# TASK INSTRUCTIONS
Return every line below as is, leaving out the pictures.
>> begin SOURCE EXCERPT
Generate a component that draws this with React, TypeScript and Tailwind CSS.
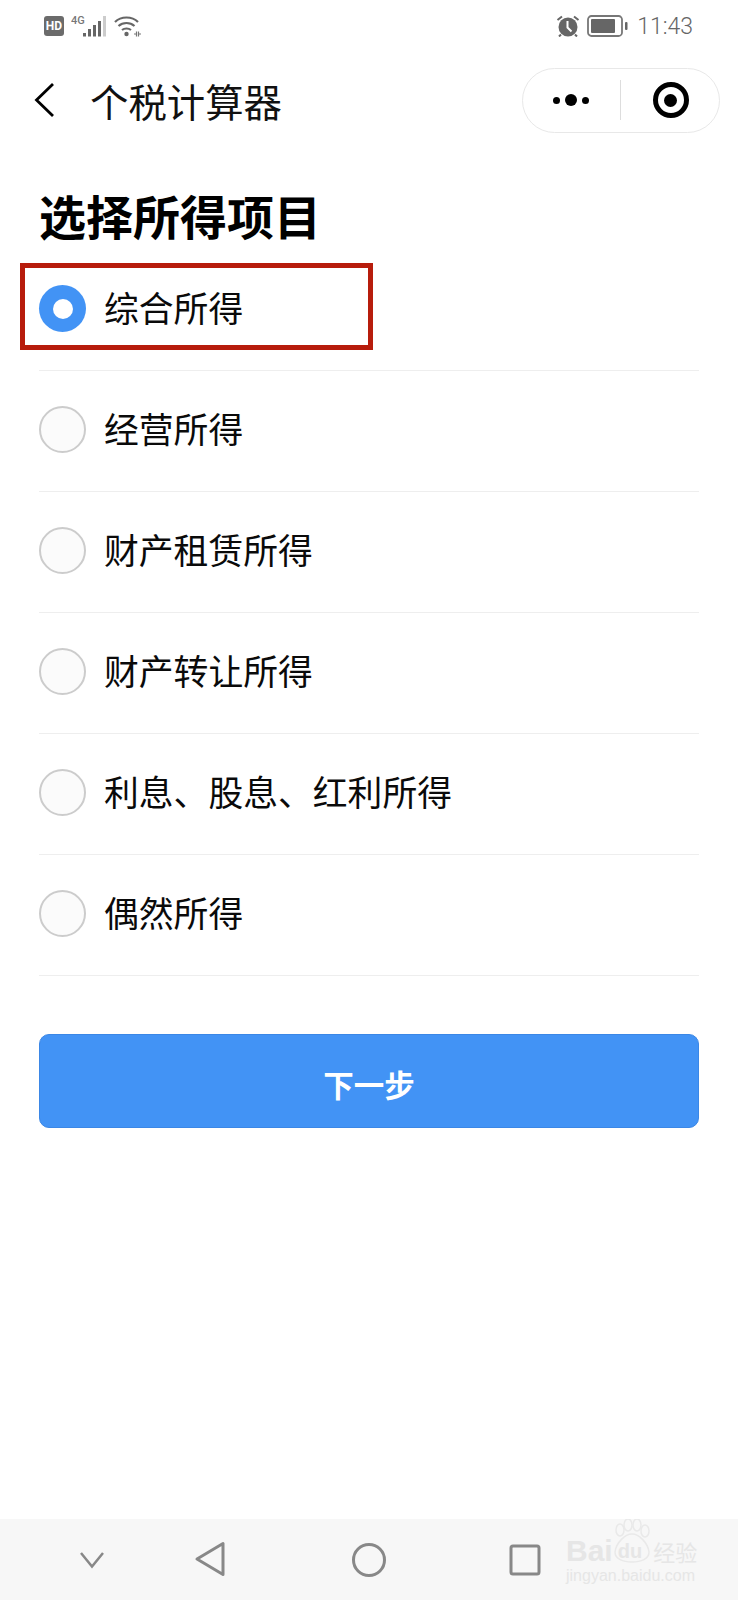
const items = ["综合所得", "经营所得", "财产租赁所得", "财产转让所得", "利息、股息、红利所得", "偶然所得"];

const cjk = "font-['Noto_Sans_CJK_SC','Noto_Sans',sans-serif]";

function StatusBar() {
  return (
    <div className="h-[51px] flex items-center justify-between pl-[44px] pr-[45px] pt-[1px] text-[#666]">
      <div className="flex items-center gap-[7px]">
        <div className="w-[20px] h-[20px] rounded-[3px] bg-[#6b6b6b] text-white text-[12px] font-bold flex items-center justify-center font-['Roboto',sans-serif]">
          HD
        </div>
        <svg width="36" height="22" viewBox="0 0 36 22">
          <text x="0" y="9" fontSize="11" fontWeight="500" fill="#777" fontFamily="Roboto, sans-serif">4G</text>
          <rect x="12" y="18" width="3" height="3.500" fill="#666" />
          <rect x="17" y="14" width="3" height="7.500" fill="#666" />
          <rect x="22" y="10" width="3" height="11.500" fill="#666" />
          <rect x="27" y="6" width="3" height="15.500" fill="#666" />
          <rect x="32" y="1" width="3" height="20.500" fill="#ccc" />
        </svg>
        <svg width="27" height="22" viewBox="0 0 27 22" fill="none">
          <path d="M1 7C7 1 18 1 24 7" stroke="#666" strokeWidth="2.200" />
          <path d="M4.500 11C9 7 16 7 20.500 11" stroke="#666" strokeWidth="2.200" />
          <path d="M8 15C10.500 13 14.500 13 17 15" stroke="#666" strokeWidth="2.200" />
          <circle cx="12.500" cy="19" r="2.200" fill="#666" />
          <path d="M20 19h3M24 19h3M22.500 16.500v5M24.500 16.500v5" stroke="#777" strokeWidth="1.200" />
        </svg>
      </div>
      <div className="flex items-center gap-[7px]">
        <svg width="24" height="22" viewBox="0 0 24 22" fill="none">
          <circle cx="12" cy="12" r="9.500" fill="#666" />
          <path d="M11.500 6v6.500l4 4" stroke="#fff" strokeWidth="2" />
          <path d="M1.500 5L6 1.500M22.500 5L18 1.500M5 19.500L3 21.500M19 19.500L21 21.500" stroke="#666" strokeWidth="2" />
        </svg>
        <svg width="41" height="22" viewBox="0 0 41 22" fill="none">
          <rect x="1" y="1" width="34" height="20" rx="3.500" stroke="#777" strokeWidth="1.800" />
          <rect x="4" y="4" width="24" height="14" rx="1" fill="#666" />
          <rect x="38" y="7" width="2.500" height="8" rx="1" fill="#666" />
        </svg>
        <span className="ml-[2px] text-[23px] leading-none font-['Roboto',sans-serif] font-light">11:43</span>
      </div>
    </div>
  );
}

function TitleBar() {
  return (
    <div className="h-[66px] mt-[16px] flex items-center justify-between pr-[18px] pl-[33px]">
      <div className="flex items-center">
        <svg width="22" height="36" viewBox="0 0 22 36" fill="none">
          <path d="M20 2L3.500 18L20 34" stroke="#000" strokeWidth="2.800" />
        </svg>
        <span className={`ml-[35px] text-[38.400px] leading-none text-[#111] ${cjk}`}>个税计算器</span>
      </div>
      <div className="w-[198px] h-[65px] rounded-full border border-[#e8e8e8] bg-white flex items-center">
        <div className="w-[97px] flex items-center justify-center gap-[5px] pr-[1px]">
          <span className="w-[7px] h-[7px] rounded-full bg-black" />
          <span className="w-[12px] h-[12px] rounded-full bg-black" />
          <span className="w-[7px] h-[7px] rounded-full bg-black" />
        </div>
        <div className="w-px h-[40px] bg-[#ddd]" />
        <div className="flex-1 flex items-center justify-center pl-[1px]">
          <div className="w-[36px] h-[36px] rounded-full border-[5px] border-black flex items-center justify-center">
            <span className="w-[13px] h-[13px] rounded-full bg-black" />
          </div>
        </div>
      </div>
    </div>
  );
}

function NavBar() {
  return (
    <div className="h-[81px] bg-[#f7f7f7] relative flex items-center">
      <svg className="ml-[79px]" width="26" height="18" viewBox="0 0 26 18" fill="none">
        <path d="M2 2L13 15.500L24 2" stroke="#888" strokeWidth="2.500" />
      </svg>
      <svg className="ml-[89px] -mt-[1px]" width="32" height="36" viewBox="0 0 32 36" fill="none">
        <path d="M29 2.500V33.500L3 18Z" stroke="#888" strokeWidth="3" strokeLinejoin="round" />
      </svg>
      <svg className="ml-[125px]" width="36" height="36" viewBox="0 0 36 36" fill="none">
        <circle cx="18" cy="18" r="15.500" stroke="#888" strokeWidth="3" />
      </svg>
      <svg className="ml-[122px]" width="32" height="32" viewBox="0 0 32 32" fill="none">
        <rect x="2" y="2" width="28" height="28" rx="2" stroke="#888" strokeWidth="3" />
      </svg>
      {/* baidu watermark */}
      <div className="absolute left-[566px] top-0 w-[132px] text-[#e6e6e6] font-['Liberation_Sans',sans-serif]">
        <svg className="absolute left-[44px] top-0" width="44" height="44" viewBox="0 0 44 44" fill="none" stroke="#e9e9e9" strokeWidth="1.500">
          <ellipse cx="10" cy="11" rx="4" ry="6" />
          <ellipse cx="18" cy="6" rx="4" ry="6" />
          <ellipse cx="27" cy="6" rx="4" ry="6" />
          <ellipse cx="35" cy="12" rx="4" ry="6" />
          <path d="M22 15C15 15 6 24 5 33C5 40 13 43 22 43C31 43 39 40 39 33C38 24 29 15 22 15Z" />
        </svg>
        <div className="relative pt-[16px] h-[48px] flex items-center leading-none whitespace-nowrap">
          <span className="text-[30px] font-bold">Bai</span>
          <span className="ml-[5px] text-[20px] font-bold">du</span>
          <span className={`ml-[11px] text-[22px] ${cjk}`}>经验</span>
        </div>
        <div className="text-[16px] leading-[18px] whitespace-nowrap">jingyan.baidu.com</div>
      </div>
    </div>
  );
}

export default function App() {
  return (
    <div className={`w-[738px] h-[1600px] bg-white flex flex-col ${cjk}`}>
      <StatusBar />
      <TitleBar />
      <div className="flex-1 px-[39px]">
        <h1 className="mt-[52px] text-[47px] leading-[60px] font-bold text-black">选择所得项目</h1>
        <ul className="relative mt-[5px]">
          {items.map((label, i) => (
            <li key={label} className="h-[121px] border-b border-[#eeeeee] flex items-center gap-[18px] pb-[3px]">
              {i === 0 ? (
                <span className="w-[47px] h-[47px] rounded-full bg-[#4293f5] flex items-center justify-center">
                  <span className="w-[20px] h-[20px] rounded-full bg-white" />
                </span>
              ) : (
                <span className="w-[47px] h-[47px] rounded-full border-2 border-[#cccccc] bg-[#fbfbfb]" />
              )}
              <span className="mb-[2px] text-[34.800px] leading-none text-[#0a0a0a]">{label}</span>
            </li>
          ))}
          <li className="absolute left-[-19px] top-[13px] w-[353px] h-[87px] border-[5px] border-[#b71c0c] list-none" />
        </ul>
        <button className="mt-[58px] w-full h-[94px] rounded-[10px] bg-[#4293f5] border border-[#3b87e6] pt-[8px] text-white text-[30.500px] font-bold flex items-center justify-center">
          下一步
        </button>
      </div>
      <NavBar />
    </div>
  );
}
>> end SOURCE EXCERPT
# THE RESULT
Generate a component that draws this with React, TypeScript and Tailwind CSS.
const items = ["综合所得", "经营所得", "财产租赁所得", "财产转让所得", "利息、股息、红利所得", "偶然所得"];

const cjk = "font-['Noto_Sans_CJK_SC','Noto_Sans',sans-serif]";

function StatusBar() {
  return (
    <div className="h-[51px] flex items-center justify-between pl-[44px] pr-[45px] pt-[1px] text-[#666]">
      <div className="flex items-center gap-[7px]">
        <div className="w-[20px] h-[20px] rounded-[3px] bg-[#6b6b6b] text-white text-[12px] font-bold flex items-center justify-center font-['Roboto',sans-serif]">
          HD
        </div>
        <svg width="36" height="22" viewBox="0 0 36 22">
          <text x="0" y="9" fontSize="11" fontWeight="500" fill="#777" fontFamily="Roboto, sans-serif">4G</text>
          <rect x="12" y="18" width="3" height="3.500" fill="#666" />
          <rect x="17" y="14" width="3" height="7.500" fill="#666" />
          <rect x="22" y="10" width="3" height="11.500" fill="#666" />
          <rect x="27" y="6" width="3" height="15.500" fill="#666" />
          <rect x="32" y="1" width="3" height="20.500" fill="#ccc" />
        </svg>
        <svg width="27" height="22" viewBox="0 0 27 22" fill="none">
          <path d="M1 7C7 1 18 1 24 7" stroke="#666" strokeWidth="2.200" />
          <path d="M4.500 11C9 7 16 7 20.500 11" stroke="#666" strokeWidth="2.200" />
          <path d="M8 15C10.500 13 14.500 13 17 15" stroke="#666" strokeWidth="2.200" />
          <circle cx="12.500" cy="19" r="2.200" fill="#666" />
          <path d="M20 19h3M24 19h3M22.500 16.500v5M24.500 16.500v5" stroke="#777" strokeWidth="1.200" />
        </svg>
      </div>
      <div className="flex items-center gap-[7px]">
        <svg width="24" height="22" viewBox="0 0 24 22" fill="none">
          <circle cx="12" cy="12" r="9.500" fill="#666" />
          <path d="M11.500 6v6.500l4 4" stroke="#fff" strokeWidth="2" />
          <path d="M1.500 5L6 1.500M22.500 5L18 1.500M5 19.500L3 21.500M19 19.500L21 21.500" stroke="#666" strokeWidth="2" />
        </svg>
        <svg width="41" height="22" viewBox="0 0 41 22" fill="none">
          <rect x="1" y="1" width="34" height="20" rx="3.500" stroke="#777" strokeWidth="1.800" />
          <rect x="4" y="4" width="24" height="14" rx="1" fill="#666" />
          <rect x="38" y="7" width="2.500" height="8" rx="1" fill="#666" />
        </svg>
        <span className="ml-[2px] text-[23px] leading-none font-['Roboto',sans-serif] font-light">11:43</span>
      </div>
    </div>
  );
}

function TitleBar() {
  return (
    <div className="h-[66px] mt-[16px] flex items-center justify-between pr-[18px] pl-[33px]">
      <div className="flex items-center">
        <svg width="22" height="36" viewBox="0 0 22 36" fill="none">
          <path d="M20 2L3.500 18L20 34" stroke="#000" strokeWidth="2.800" />
        </svg>
        <span className={`ml-[35px] text-[38.400px] leading-none text-[#111] ${cjk}`}>个税计算器</span>
      </div>
      <div className="w-[198px] h-[65px] rounded-full border border-[#e8e8e8] bg-white flex items-center">
        <div className="w-[97px] flex items-center justify-center gap-[5px] pr-[1px]">
          <span className="w-[7px] h-[7px] rounded-full bg-black" />
          <span className="w-[12px] h-[12px] rounded-full bg-black" />
          <span className="w-[7px] h-[7px] rounded-full bg-black" />
        </div>
        <div className="w-px h-[40px] bg-[#ddd]" />
        <div className="flex-1 flex items-center justify-center pl-[1px]">
          <div className="w-[36px] h-[36px] rounded-full border-[5px] border-black flex items-center justify-center">
            <span className="w-[13px] h-[13px] rounded-full bg-black" />
          </div>
        </div>
      </div>
    </div>
  );
}

function NavBar() {
  return (
    <div className="h-[81px] bg-[#f7f7f7] relative flex items-center">
      <svg className="ml-[79px]" width="26" height="18" viewBox="0 0 26 18" fill="none">
        <path d="M2 2L13 15.500L24 2" stroke="#888" strokeWidth="2.500" />
      </svg>
      <svg className="ml-[89px] -mt-[1px]" width="32" height="36" viewBox="0 0 32 36" fill="none">
        <path d="M29 2.500V33.500L3 18Z" stroke="#888" strokeWidth="3" strokeLinejoin="round" />
      </svg>
      <svg className="ml-[125px]" width="36" height="36" viewBox="0 0 36 36" fill="none">
        <circle cx="18" cy="18" r="15.500" stroke="#888" strokeWidth="3" />
      </svg>
      <svg className="ml-[122px]" width="32" height="32" viewBox="0 0 32 32" fill="none">
        <rect x="2" y="2" width="28" height="28" rx="2" stroke="#888" strokeWidth="3" />
      </svg>
      {/* baidu watermark */}
      <div className="absolute left-[566px] top-0 w-[132px] text-[#e6e6e6] font-['Liberation_Sans',sans-serif]">
        <svg className="absolute left-[44px] top-0" width="44" height="44" viewBox="0 0 44 44" fill="none" stroke="#e9e9e9" strokeWidth="1.500">
          <ellipse cx="10" cy="11" rx="4" ry="6" />
          <ellipse cx="18" cy="6" rx="4" ry="6" />
          <ellipse cx="27" cy="6" rx="4" ry="6" />
          <ellipse cx="35" cy="12" rx="4" ry="6" />
          <path d="M22 15C15 15 6 24 5 33C5 40 13 43 22 43C31 43 39 40 39 33C38 24 29 15 22 15Z" />
        </svg>
        <div className="relative pt-[16px] h-[48px] flex items-center leading-none whitespace-nowrap">
          <span className="text-[30px] font-bold">Bai</span>
          <span className="ml-[5px] text-[20px] font-bold">du</span>
          <span className={`ml-[11px] text-[22px] ${cjk}`}>经验</span>
        </div>
        <div className="text-[16px] leading-[18px] whitespace-nowrap">jingyan.baidu.com</div>
      </div>
    </div>
  );
}

export default function App() {
  return (
    <div className={`w-[738px] h-[1600px] bg-white flex flex-col ${cjk}`}>
      <StatusBar />
      <TitleBar />
      <div className="flex-1 px-[39px]">
        <h1 className="mt-[52px] text-[47px] leading-[60px] font-bold text-black">选择所得项目</h1>
        <ul className="relative mt-[5px]">
          {items.map((label, i) => (
            <li key={label} className="h-[121px] border-b border-[#eeeeee] flex items-center gap-[18px] pb-[3px]">
              {i === 0 ? (
                <span className="w-[47px] h-[47px] rounded-full bg-[#4293f5] flex items-center justify-center">
                  <span className="w-[20px] h-[20px] rounded-full bg-white" />
                </span>
              ) : (
                <span className="w-[47px] h-[47px] rounded-full border-2 border-[#cccccc] bg-[#fbfbfb]" />
              )}
              <span className="mb-[2px] text-[34.800px] leading-none text-[#0a0a0a]">{label}</span>
            </li>
          ))}
          <li className="absolute left-[-19px] top-[13px] w-[353px] h-[87px] border-[5px] border-[#b71c0c] list-none" />
        </ul>
        <button className="mt-[58px] w-full h-[94px] rounded-[10px] bg-[#4293f5] border border-[#3b87e6] pt-[8px] text-white text-[30.500px] font-bold flex items-center justify-center">
          下一步
        </button>
      </div>
      <NavBar />
    </div>
  );
}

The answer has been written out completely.